É preciso recuar a 20 de novembro de 1987, quando a Assembleia Geral da ONU analisou oito resoluções relacionadas com o ‘apartheid‘ na África do Sul. Destas oito, só sete é que foram votadas, já que uma delas foi adotada sem votação: a A/RES/42/23H, que promovia o aumento do fundo das Nações Unidas para a África do Sul.
Portugal aprovou uma resolução absteve-se em três resoluções votou contra três resoluções. Quanto aos votos contra, Portugal votou (ao lado de mais 28 países) contra uma resolução relativa às relações entre Israel e a África do Sul (resolução A/RES/42/23D) e contra uma resolução que aprovava sanções contra “o regime racista da África do Sul” (resolução A/RES/42/23C). Houve ainda uma terceira resolução que Portugal rejeitou, a A/RES/42/23A, e é essa que está na base da polémica. Isto porque o ponto 4 desta resolução exigia a “libertação incondicional de Nelson Mandela, Zephania Mothopeng e todos os outros presos políticos“.
Mas Portugal fez uma declaração de voto, através do embaixador Duarte Ramalho Ortigão, a explicar que não apoiava esta resolução porque legitimava a luta armada. O embaixador António Monteiro, que era então chefe de gabinete do secretário de Estado dos Negócios Estrangeiros Durão Barroso, lembrou em 2013 em declarações ao Público que a declaração era “a favor da luta armada e que, por causa da nossa comunidade, não podíamos apoiar”, e que isso está vertido na declaração de voto portuguesa. De facto, o ponto dois dessa resolução reafirmava a “legitimidade da luta do povo sul-africano e o direito de utilizarem os meios necessários, incluindo a resistência armada, para erradicarem o apartheid“.
É verdade que apenas três países votaram contra esta resolução: Portugal, cujo primeiro-ministro era Cavaco Silva, o Reino Unido de Margareth Tatcher e os Estados Unidos de Ronald Reagan, tal como consta da publicação da utilizadora do Facebook. Houve, no entanto, 22 abstenções de outros países. É, no entanto, abusivo sugerir que Portugal e o governo de Cavaco Silva em particular, esteve contra a libertação de Nelson Mandela. Isto porque, no mesmo dia, Portugal votou a favor de uma declaração (A/RES/42/23G) que exigia a libertação de Mandela e de outros presos políticos, bem como um conjunto de outras exigências ao governo sul-africano.

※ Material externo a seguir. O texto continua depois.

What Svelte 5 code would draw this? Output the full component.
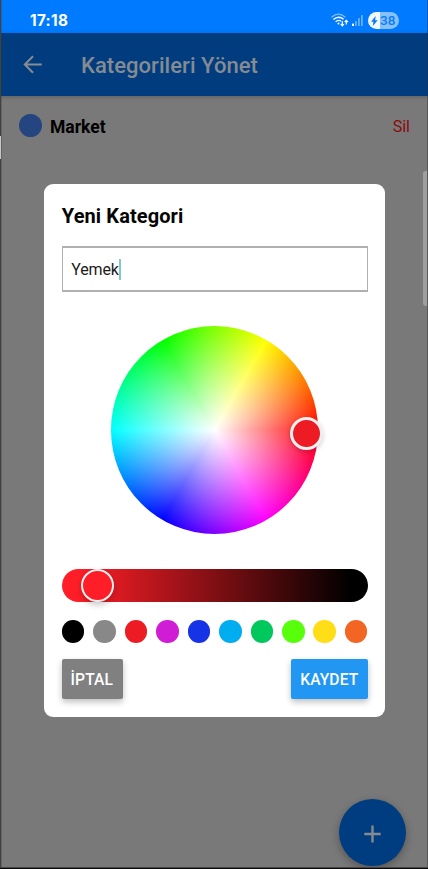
<script>
  let name = $state('Yemek');
  const swatches = ['#000000', '#888888', '#ed1c24', '#d11cd5', '#1633e6', '#00aeef', '#00c85d', '#57ff0a', '#ffde17', '#f26522'];
</script>

<div class="screen">
  <div class="status">
    <span class="time">17:18</span>
    <div class="indicators">
      <svg class="wifi" width="18" height="14" viewBox="0 0 18 14" fill="none" stroke="#fff">
        <path d="M.6 4.2Q7.5-2 14.3 4.2" stroke-width="1.3" opacity=".5" />
        <path d="M2.4 6.5Q7.5 2 12.6 6.2" stroke-width="1.4" />
        <path d="M4.6 8.8Q7.5 6.2 10 8.3" stroke-width="1.4" />
        <circle cx="7.5" cy="10.6" r="1" fill="#fff" stroke="none" />
        <path d="M11.3 8v4.7M9.7 11.2l1.6 1.7 1.6-1.7M15.3 11.5V7.3M13.7 9l1.6-1.7L16.9 9" stroke-width="1.2" />
      </svg>
      <svg class="signal" width="12" height="13" viewBox="0 0 12 13" fill="#fff">
        <rect x="0" y="9.5" width="2" height="2.5" rx=".5" />
        <g opacity=".4">
          <rect x="3" y="7" width="1.8" height="5" rx=".5" />
          <rect x="6" y="4" width="1.8" height="8" rx=".5" />
          <rect x="9" y="1" width="1.8" height="11" rx=".5" />
        </g>
      </svg>
      <div class="battery">
        <svg width="7" height="10" viewBox="0 0 7 10"><path d="M4.6 0 .1 5.7h2.3L1.8 10l4.9-5.8H4.2z" fill="#087cf8" /></svg>
        <span>38</span>
      </div>
    </div>
  </div>

  <header>
    <svg width="20" height="20" viewBox="0 0 20 20" fill="none" stroke="#878b92" stroke-width="2">
      <path d="M18.8 9.5H2.2M10 1.3 1.8 9.5l8.2 8.2" />
    </svg>
    <h1>Kategorileri Yönet</h1>
  </header>

  <main>
    <div class="row">
      <span class="dot"></span>
      <span class="label">Market</span>
      <span class="delete">Sil</span>
    </div>
  </main>

  <div class="fab">
    <svg width="17" height="18" viewBox="0 0 17 18" stroke="#858b91" stroke-width="2.4"><path d="M8.5.5v17M.3 9h16.4" /></svg>
  </div>
  <div class="scroll"></div>
  <div class="edge left"></div>
  <div class="edge mark"></div>
  <div class="edge right"></div>
  <div class="edge bottom"></div>

  <div class="overlay">
    <section class="modal">
      <h2>Yeni Kategori</h2>
      <div class="field"><span>{name}</span><i></i></div>
      <div class="wheel"><div class="thumb"></div></div>
      <div class="slider"><div class="knob"></div></div>
      <div class="swatches">
        {#each swatches as color}
          <span style="background: {color}"></span>
        {/each}
      </div>
      <div class="actions">
        <button class="cancel">İPTAL</button>
        <button class="save">KAYDET</button>
      </div>
    </section>
  </div>
</div>

<style>
  :global(body) { margin: 0; }
  .screen {
    position: relative;
    display: flex;
    flex-direction: column;
    width: 428px;
    height: 869px;
    overflow: hidden;
    background: #797979;
    font-family: Roboto, "Liberation Sans", sans-serif;
  }
  * { box-sizing: border-box; }
  .status {
    display: flex;
    justify-content: space-between;
    height: 33px;
    padding: 11px 29px 0 30px;
    background: #007bff;
    color: #fff;
  }
  .time { font: 700 15.3px/19px Inter, Roboto, sans-serif; letter-spacing: 0.3px; }
  .indicators { display: flex; align-items: flex-start; }
  .wifi { margin: 2px 3px 0 0; }
  .signal { margin: 3px 4px 0 0; }
  .battery {
    display: flex;
    align-items: center;
    gap: 2px;
    width: 31px;
    height: 17px;
    margin-top: 1px;
    padding-left: 3px;
    border-radius: 9px;
    background: linear-gradient(90deg, #f1f8ff 12px, #86c0ff 12px);
    color: #087cf8;
    font: 500 13.5px/17px Roboto, sans-serif;
  }
  header {
    display: flex;
    align-items: center;
    flex: none;
    height: 63px;
    padding: 0 23px 0 23px;
    background: #003c7e;
    box-shadow: 0 1px 4px rgba(0, 0, 0, .22);
  }
  h1 {
    margin: 2px 0 0 38px;
    color: #858b92;
    font-size: 22px;
    font-weight: 500;
    line-height: 28px;
    letter-spacing: 0.05px;
    white-space: nowrap;
  }
  .row { display: flex; align-items: center; height: 60px; padding: 0 18px 0 19px; }
  .dot { width: 23px; height: 23px; margin-top: -1px; border-radius: 50%; background: #24457f; }
  .label { margin: 1px auto 0 8px; font-size: 17.5px; font-weight: 700; }
  .delete { margin-top: 1px; color: #8a0a0b; font-size: 16px; }
  .fab {
    position: absolute;
    left: 339px;
    top: 799px;
    display: flex;
    align-items: center;
    justify-content: center;
    width: 67px;
    height: 67px;
    padding: 2px 1px 0 0;
    border-radius: 50%;
    background: #003d80;
    box-shadow: 0 3px 8px rgba(0, 0, 0, .3);
  }
  .scroll { position: absolute; left: 423px; top: 171px; width: 4px; height: 135px; border-radius: 3px 0 0 3px; background: #9f9f9f; }
  .edge { position: absolute; }
  .left { left: 0; top: 0; bottom: 0; width: 1px; background: #424242; box-shadow: 1px 0 rgba(60, 60, 60, .35); }
  .mark { left: 0; top: 136px; width: 1px; height: 23px; background: #c8c8c8; }
  .right { right: 0; top: 0; bottom: 0; width: 1px; background: rgba(40, 40, 40, .4); }
  .bottom { left: 0; right: 0; bottom: 0; height: 2px; background: linear-gradient(#464646 1px, #090909 1px); }
  .overlay {
    position: absolute;
    inset: 0;
    display: flex;
    align-items: flex-start;
    padding: 184px 43px 0 44px;
  }
  .modal {
    display: flex;
    flex-direction: column;
    width: 341px;
    height: 533px;
    padding: 18px 17.5px 18px 17.8px;
    border-radius: 9px;
    background: #fff;
  }
  h2 { margin: 0; color: #050505; font-size: 20px; font-weight: 700; line-height: 28px; letter-spacing: 0.1px; white-space: nowrap; }
  .field {
    display: flex;
    align-items: center;
    height: 46px;
    margin-top: 16px;
    padding-left: 8.5px;
    border: 2px solid #b0b0b0;
    border-width: 2px 1px;
    color: #1b1b1b;
    font-size: 16px;
    letter-spacing: -0.15px;
  }
  .field i { width: 2.4px; height: 21px; background: #80cbc4; }
  .wheel {
    position: relative;
    width: 207.5px;
    height: 208px;
    margin: 34px 0 0 49px;
    border-radius: 50%;
    background:
      radial-gradient(circle closest-side, #fff, rgba(255, 255, 255, 0)),
      conic-gradient(from 90deg, #f00, #f0f, #00f, #0ff, #0f0, #ff0, #f00);
  }
  .thumb {
    position: absolute;
    left: 179px;
    top: 91px;
    width: 33px;
    height: 33px;
    border: 3px solid #f0f0f0;
    border-radius: 50%;
    background: #ed1c24;
    box-shadow: 0 2px 5px rgba(0, 0, 0, .18);
  }
  .slider {
    position: relative;
    height: 33px;
    margin-top: 35px;
    border-radius: 17px;
    background: linear-gradient(90deg, #ff1e27 16px, #000 289px);
  }
  .knob {
    position: absolute;
    left: 19px;
    top: 0;
    width: 33px;
    height: 33px;
    border: 2px solid #f0f0f0;
    border-radius: 50%;
    background: #ff1e27;
    box-shadow: 0 3px 6px rgba(0, 0, 0, .22);
  }
  .swatches { display: flex; justify-content: space-between; margin-top: 18px; }
  .swatches span { width: 22.6px; height: 22.6px; border-radius: 50%; }
  .actions { display: flex; justify-content: space-between; margin-top: 16.4px; }
  button {
    height: 40px;
    padding: 2px 0 0;
    border: 0;
    border-radius: 2px;
    color: #fff;
    font: 500 15.6px/38px Roboto, "Liberation Sans", sans-serif;
    letter-spacing: 0.1px;
    box-shadow: 0 3px 6px rgba(0, 0, 0, .25);
  }
  .cancel { width: 61px; padding-right: 1px; background: #808080; }
  .save { width: 76.5px; background: #2196f3; }
</style>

O título dessa resolução era “Acção internacional concertada para a eliminação do apartheid” e teve apenas dois votos contra: de EUA e Reino Unido. E quatro abstenções. Já Portugal, bem como mais 148 países, votaram a favor.
A diferença é que, no argumentário, eram utilizadas menos vezes expressões como “o governo racista da África do Sul” e já não havia referência à resistência armada como uma ação legítima para combater o apartheid. Na resolução aprovada por Portugal está a exigência na alínea a) do ponto 4: a “libertação imediata e incondicional de Nelson Mandela e de todos os outros prisioneiros políticos“. Nessa mesma resolução, embora tivesse votado contra as sanções, era pedido ao Conselho de Segurança que aplicasse sanções à África do Sul.
José Cutileiro — que era diretor político do Ministério dos Negócios Estrangeiros quando se deu o voto e, mais tarde, embaixador de Portugal em Pretória quando Mandela foi libertado — disse em declarações ao Público em 2013 que as relações do país com a África do Sul não ficaram afetadas pelo voto contra de uma das resoluções. Lembrou até que Mandela visitaria Portugal (e encontrou-se com Cavaco em São Bento) seis anos depois deste acontecimento, em 1993. Apesar disso, Cutileiro admitia que Cavaco Silva, em 1987, não era propriamente um entusiasta de Mandela. Isto porque a comunidade portuguesa, até pelo tipo de comércio que tinha na África do Sul, era um dos alvos do CNA (partido de Mandela), na luta contra o apartheid.
Conclusão
Apesar de Portugal ter sido dos países mais permissivos para com o regime sul-africano é abusivo dizer que o governo de Cavaco Silva foi contra a libertação de Mandela. Utilizar um voto de Portugal contra uma resolução das Nações Unidas que defendia a libertação de Mandela como o exemplo que não pode ser esquecido de um voto do governo de Cavaco contra a libertação de Mandela é enganador. Isto porque, no mesmo dia, Portugal aprovou uma resolução que exigia a “libertação imediata e incondicional de Mandela e de todos os outros presos políticos”. Portugal justificou até, com declaração de voto, o porquê de votar a resolução. Falar apenas de uma resolução, quando duas outras abordavam o mesmo assunto, é truncar um acontecimento histórico.